A happy ending, wrought through 2 horribly painful deaths. #aw

Told you it was hilarious.

Book Review: An UnSetterfielding Disappointment

I was so excited to open the package that revealed I had been the lucky recipient of the following ARC:

So. Excited.

So. Excited.

For those who are unfamiliar with Diane Setterfield, she is the author of the bestselling novel The Thirteenth Tale. You should run to a library, or better yet, a bookstore (let’s get a deserving author some royalties!), and grab a copy of her previous novel. Particularly if you like gothic fiction and/or the novel Jane Eyre.

40440 (1)

I adored The Thirteenth Tale. I adored that novel so much that I was worried Bellman & Black couldn’t live up to Setterfield’s debut novel. For me, this worry proved to be correct.

Sometimes, it's hard to be constantly correct.

Sometimes, it’s hard to be constantly correct.

Bellman & Black is the story of William Bellman’s struggle with death. A death that he caused, the death of those he loved or knew, and, of course, his own. As a result, Bellman & Black is pretty depressing. There are books about death that are beautiful; in my opinion, this is not one of them. This book is bleak and odd and disconcerting, which is not inappropriate, given the subject matter.


Based on the blurbs of the book I had read, I was expecting a dark story that was full of magic. Yet, now that I have read the novel, I don’t feel these blurbs were very accurate. Or rather, I felt that the story alluded to a particular type of magic – that found in mythology.

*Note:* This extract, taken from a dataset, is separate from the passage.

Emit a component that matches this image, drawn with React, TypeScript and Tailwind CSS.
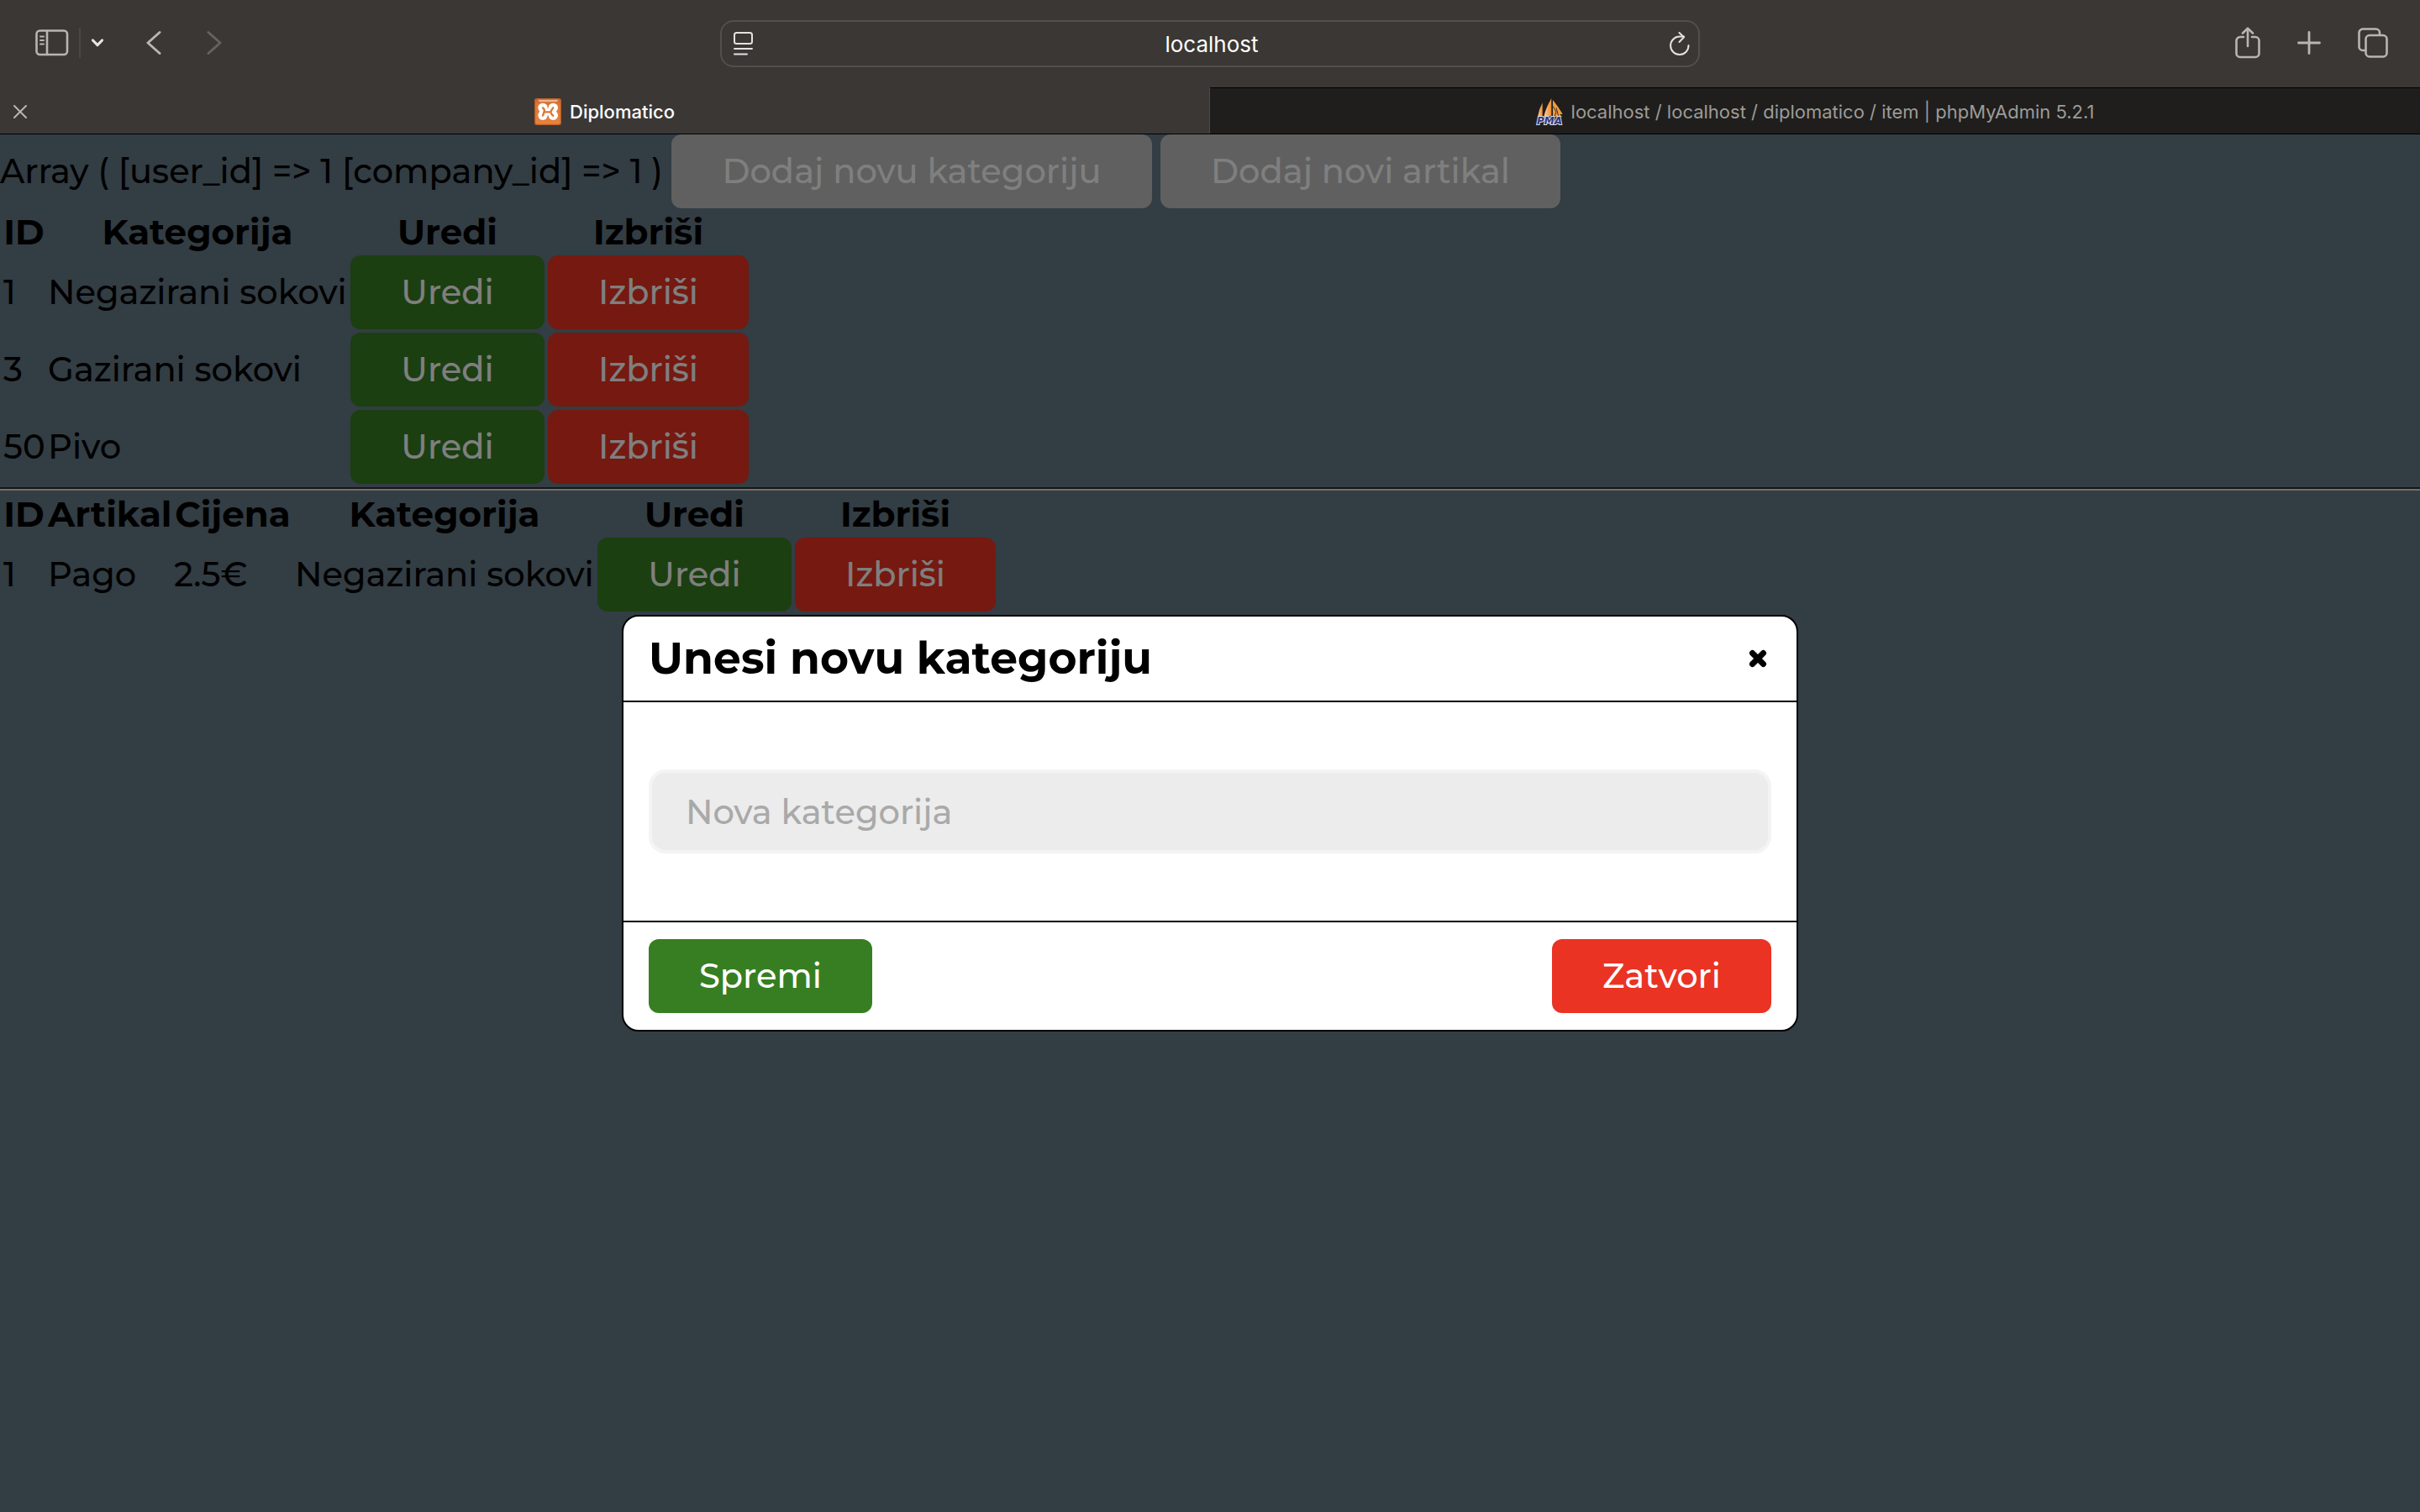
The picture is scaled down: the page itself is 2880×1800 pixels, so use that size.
import React from "react";

const font = "font-['Montserrat','Inter',sans-serif]";

const tone = {
  green: "bg-[#377e22]",
  red: "bg-[#ea3323]",
  gray: "bg-[#c0c0c0]",
};

function Button({
  color,
  className = "",
  children,
}: {
  color: keyof typeof tone;
  className?: string;
  children: React.ReactNode;
}) {
  return (
    <button
      type="button"
      className={`flex h-[88px] items-center justify-center rounded-xl text-white ${tone[color]} ${className}`}
    >
      {children}
    </button>
  );
}

function SidebarIcon() {
  return (
    <svg width="40" height="32" viewBox="0 0 40 32" fill="none" stroke="#bab5b1" strokeWidth="2.6" strokeLinecap="round">
      <rect x="1.5" y="1.5" width="36.500" height="28.5" rx="4" />
      <path d="M14 2v28" />
      <path d="M6 8.500h4M6 13h4M6 17.500h4" strokeWidth="2" />
    </svg>
  );
}

function ShareIcon() {
  return (
    <svg width="30" height="38" viewBox="0 0 30 38" fill="none" stroke="#bab5b1" strokeWidth="2.6" strokeLinecap="round" strokeLinejoin="round">
      <path d="M10 12H6a4.500 4.500 0 0 0-4.500 4.500V31.500A4.500 4.500 0 0 0 6 36H24a4.500 4.500 0 0 0 4.500-4.500V16.500A4.500 4.500 0 0 0 24 12H20" />
      <path d="M15 23V2M9 7.500 15 1.600 21 7.500" />
    </svg>
  );
}

function TabsIcon() {
  return (
    <svg width="36" height="36" viewBox="0 0 36 36" fill="none" stroke="#bab5b1" strokeWidth="2.6" strokeLinecap="round" strokeLinejoin="round">
      <rect x="9.500" y="9" width="25" height="25.500" rx="4.500" />
      <path d="M9 27H6a4.500 4.500 0 0 1-4.500-4.500V6A4.500 4.500 0 0 1 6 1.500H21.500A4.500 4.500 0 0 1 26 6V8.500" />
    </svg>
  );
}

function ReaderIcon() {
  return (
    <svg width="24" height="28" viewBox="0 0 24 28" fill="none" stroke="#e4e2e0" strokeWidth="2" strokeLinecap="round">
      <rect x="1" y="1" width="21" height="13" rx="2.500" />
      <path d="M1 20h21M1 26.500h15" />
    </svg>
  );
}

function ReloadIcon() {
  return (
    <svg width="24" height="28" viewBox="0 0 24 28" fill="none" stroke="#e4e2e0" strokeWidth="2" strokeLinecap="round" strokeLinejoin="round">
      <path d="M22.500 16A10.700 10.700 0 1 1 11.800 5.600H17" />
      <path d="M11.500 1 17 6.300 11.500 12" />
    </svg>
  );
}

function XamppIcon() {
  return (
    <svg width="32" height="32" viewBox="0 0 96 96">
      <defs>
        <linearGradient id="xg" x1="0" y1="0" x2="0" y2="1">
          <stop offset="0" stopColor="#c9652a" />
          <stop offset="0.200" stopColor="#dd7838" />
          <stop offset="1" stopColor="#e8823f" />
        </linearGradient>
      </defs>
      <rect width="96" height="96" rx="8" fill="#b8602c" />
      <rect x="4" y="4" width="88" height="88" rx="6" fill="url(#xg)" />
      <path d="M12 5h74q-4 8-10 8H22q-6 0-10-8Z" fill="#efb48c" />
      <g fill="#fff">
        <circle cx="30" cy="34" r="17" />
        <circle cx="30" cy="61" r="17" />
        <circle cx="67" cy="34" r="17" />
        <circle cx="67" cy="61" r="17" />
        <path d="M22 36H74V60H22Z" />
      </g>
      <g fill="none" stroke="#dd7838" strokeWidth="7" strokeLinecap="round" strokeLinejoin="round">
        <path d="M30 34Q38 40 35 49Q32 56 30 62" />
        <path d="M35 49H58Q62 40 67 34M58 49Q60 58 67 62" />
      </g>
    </svg>
  );
}

function PmaIcon() {
  return (
    <svg width="32" height="32" viewBox="0 0 96 96" className="overflow-visible">
      <defs>
        <linearGradient id="sail" x1="0" y1="0" x2="1" y2="0">
          <stop offset="0" stopColor="#fbd09a" />
          <stop offset="1" stopColor="#ef8a2c" />
        </linearGradient>
      </defs>
      <path d="M23 16V62L6 66Q10 40 23 16Z" fill="url(#sail)" />
      <path d="M55 0V64L28 66Q34 36 55 0Z" fill="url(#sail)" />
      <path d="M60 6Q78 28 95 56L84 58L94 66H60Z" fill="#f29a3e" />
      <path d="M60 28 72 48 66 66M72 34 80 62" stroke="#35302b" strokeWidth="3" fill="none" />
      <text x="48" y="92" textAnchor="middle" fontFamily="DejaVu Sans, sans-serif" fontWeight="700" fontStyle="italic" fontSize="36" fill="#34377c" stroke="#dcdce6" strokeWidth="6" paintOrder="stroke">
        PMA
      </text>
    </svg>
  );
}

function BrowserChrome() {
  return (
    <header className="shrink-0 border-b border-black bg-[#3b3734] font-['Inter',sans-serif]">
      <div className="grid h-[104px] grid-cols-[1fr_1166px_1fr] items-center">
        <div className="flex items-center pb-[2px] pl-[42px]">
          <button type="button" aria-label="Bočna traka">
            <SidebarIcon />
          </button>
          <span className="ml-3 h-9 w-[2px] bg-[#4b4744]" />
          <button type="button" aria-label="Grupe kartica" className="ml-3">
            <svg width="16" height="12" viewBox="0 0 16 12" fill="none" stroke="#e8e4e1" strokeWidth="3.200" strokeLinecap="round" strokeLinejoin="round">
              <path d="M2.500 3 8 8.700 13.500 3" />
            </svg>
          </button>
          <button type="button" aria-label="Natrag" className="ml-[50px]">
            <svg width="18" height="30" viewBox="0 0 18 30" fill="none" stroke="#bab5b1" strokeWidth="3" strokeLinecap="round" strokeLinejoin="round">
              <path d="M16 2.500 2 15 16 27.500" />
            </svg>
          </button>
          <button type="button" aria-label="Naprijed" className="ml-[54px]">
            <svg width="18" height="30" viewBox="0 0 18 30" fill="none" stroke="#65615e" strokeWidth="3" strokeLinecap="round" strokeLinejoin="round">
              <path d="M2 2.500 16 15 2 27.500" />
            </svg>
          </button>
        </div>
        <div className="flex h-14 items-center justify-between rounded-2xl border-2 border-[#534f4b] px-[14px]">
          <button type="button" aria-label="Prikaz stranice">
            <ReaderIcon />
          </button>
          <span className="pt-[2px] text-[26px] leading-8 text-white">localhost</span>
          <button type="button" aria-label="Osvježi" className="-mr-3 pr-2">
            <ReloadIcon />
          </button>
        </div>
        <div className="flex items-center justify-end gap-11 pr-[38px] pb-[2px]">
          <button type="button" aria-label="Dijeli">
            <ShareIcon />
          </button>
          <button type="button" aria-label="Nova kartica">
            <svg width="28" height="28" viewBox="0 0 28 28" stroke="#bab5b1" strokeWidth="2.800" strokeLinecap="round">
              <path d="M14 1.500v25M1.500 14h25" />
            </svg>
          </button>
          <button type="button" aria-label="Pregled kartica">
            <TabsIcon />
          </button>
        </div>
      </div>
      <nav className="grid h-[55px] grid-cols-2 text-[22px] leading-8">
        <div className="relative flex items-center justify-center gap-[10px] border-r border-[#4b4845] pt-[3px] font-medium text-white">
          <button type="button" aria-label="Zatvori karticu" className="absolute left-4">
            <svg width="16" height="16" viewBox="0 0 16 16" stroke="#bab5b1" strokeWidth="2" strokeLinecap="round">
              <path d="M1 1l14 14M15 1L1 15" />
            </svg>
          </button>
          <XamppIcon />
          <a href="#diplomatico">Diplomatico</a>
        </div>
        <div className="flex items-center justify-center gap-[10px] border-t border-black bg-[#1f1e1c] pt-[2px] text-[#9d9b99]">
          <PmaIcon />
          <a href="#phpmyadmin">localhost / localhost / diplomatico / item | phpMyAdmin 5.2.1</a>
        </div>
      </nav>
    </header>
  );
}

const categories = [
  { id: 1, name: "Negazirani sokovi" },
  { id: 3, name: "Gazirani sokovi" },
  { id: 50, name: "Pivo" },
];

const items = [{ id: 1, name: "Pago", price: "2.5€", category: "Negazirani sokovi" }];

const tableClass =
  "table-fixed border-separate border-spacing-1 whitespace-nowrap text-left [&_td]:p-0 [&_th]:h-12 [&_th]:p-0 [&_th]:text-center [&_th]:text-[42px] [&_th]:font-bold";

function RowActions() {
  return (
    <>
      <td>
        <Button color="green" className="w-full">Uredi</Button>
      </td>
      <td>
        <Button color="red" className="w-full">Izbriši</Button>
      </td>
    </>
  );
}

function CategoryTable() {
  return (
    <table className={`w-[895px] ${tableClass}`}>
      <thead>
        <tr>
          <th className="w-[49px]">ID</th>
          <th className="w-[356px]">Kategorija</th>
          <th className="w-[231px]">Uredi</th>
          <th className="w-[239px]">Izbriši</th>
        </tr>
      </thead>
      <tbody>
        {categories.map((c) => (
          <tr key={c.id}>
            <td>{c.id}</td>
            <td>{c.name}</td>
            <RowActions />
          </tr>
        ))}
      </tbody>
    </table>
  );
}

function ItemTable() {
  return (
    <table className={`w-[1189px] ${tableClass}`}>
      <thead>
        <tr>
          <th className="w-[49px]">ID</th>
          <th className="w-[146px]">Artikal</th>
          <th className="w-[140px]">Cijena</th>
          <th className="w-[356px]">Kategorija</th>
          <th className="w-[231px]">Uredi</th>
          <th className="w-[239px]">Izbriši</th>
        </tr>
      </thead>
      <tbody>
        {items.map((i) => (
          <tr key={i.id}>
            <td>{i.id}</td>
            <td>{i.name}</td>
            <td>{i.price}</td>
            <td>{i.category}</td>
            <RowActions />
          </tr>
        ))}
      </tbody>
    </table>
  );
}

function CategoryDialog() {
  return (
    <div className="absolute inset-0 flex items-center justify-center bg-black/50">
      <form
        role="dialog"
        aria-labelledby="dialog-title"
        className="w-full max-w-[1400px] overflow-hidden rounded-[20px] border-2 border-black bg-white"
      >
        <div className="flex h-[102px] items-center justify-between border-b-2 border-black px-[30px]">
          <h1 id="dialog-title" className="text-[52px] leading-[64px] font-bold">
            Unesi novu kategoriju
          </h1>
          <button type="button" aria-label="Zatvori" className="p-1">
            <svg width="24" height="24" viewBox="0 0 24 24" stroke="#000" strokeWidth="7" strokeLinecap="round">
              <path d="M5.500 5.500l13 13M18.500 5.500l-13 13" />
            </svg>
          </button>
        </div>
        <div className="px-[30px] py-20">
          <input
            type="text"
            aria-label="Nova kategorija"
            placeholder="Nova kategorija"
            className="block h-[100px] w-full rounded-[20px] border-4 border-[#f4f4f4] bg-[#ececec] px-10 text-black placeholder:text-[#a9a9a9] placeholder:opacity-100"
          />
        </div>
        <div className="flex items-center justify-between border-t-2 border-black px-[30px] py-5">
          <Button color="green" className="w-[266px]">Spremi</Button>
          <Button color="red" className="w-[261px]">Zatvori</Button>
        </div>
      </form>
    </div>
  );
}

export default function App() {
  return (
    <div className="flex min-h-screen flex-col">
      <BrowserChrome />
      <main className={`relative flex-1 bg-[#667b88] text-[40px] leading-[48px] font-medium text-black ${font}`}>
        <div className="flex items-center gap-[10px] whitespace-nowrap">
          <p className="w-[789px]">Array ( [user_id] =&gt; 1 [company_id] =&gt; 1 )</p>
          <Button color="gray" className="w-[572px]">Dodaj novu kategoriju</Button>
          <Button color="gray" className="w-[476px]">Dodaj novi artikal</Button>
        </div>
        <CategoryTable />
        <hr className="border-t-2 border-b-2 border-t-[#2c2c2c] border-b-[#dedede]" />
        <ItemTable />
        <CategoryDialog />
      </main>
    </div>
  );
}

In particular, the theme of ravens that permeates the novel has a feeling of mysticism, wisdom, and an unconquerable defeatism often associated with zombies.

Don’t get me wrong; Bellman & Black is not a horrible novel. It’s well written, the character of William Bellman is drawn with broad strokes, but is understood by the reader. It just wasn’t quite the novel I was hoping to read, particularly when the novel The Thirteenth Tale was.

I would maybe recommend this novel as one to borrow from the library. On the scale of suckage to awesome-ness, I give Bellman & Black 3 ripe bananas – it’s the type of book that’s good when you’re in the mood for this type of book.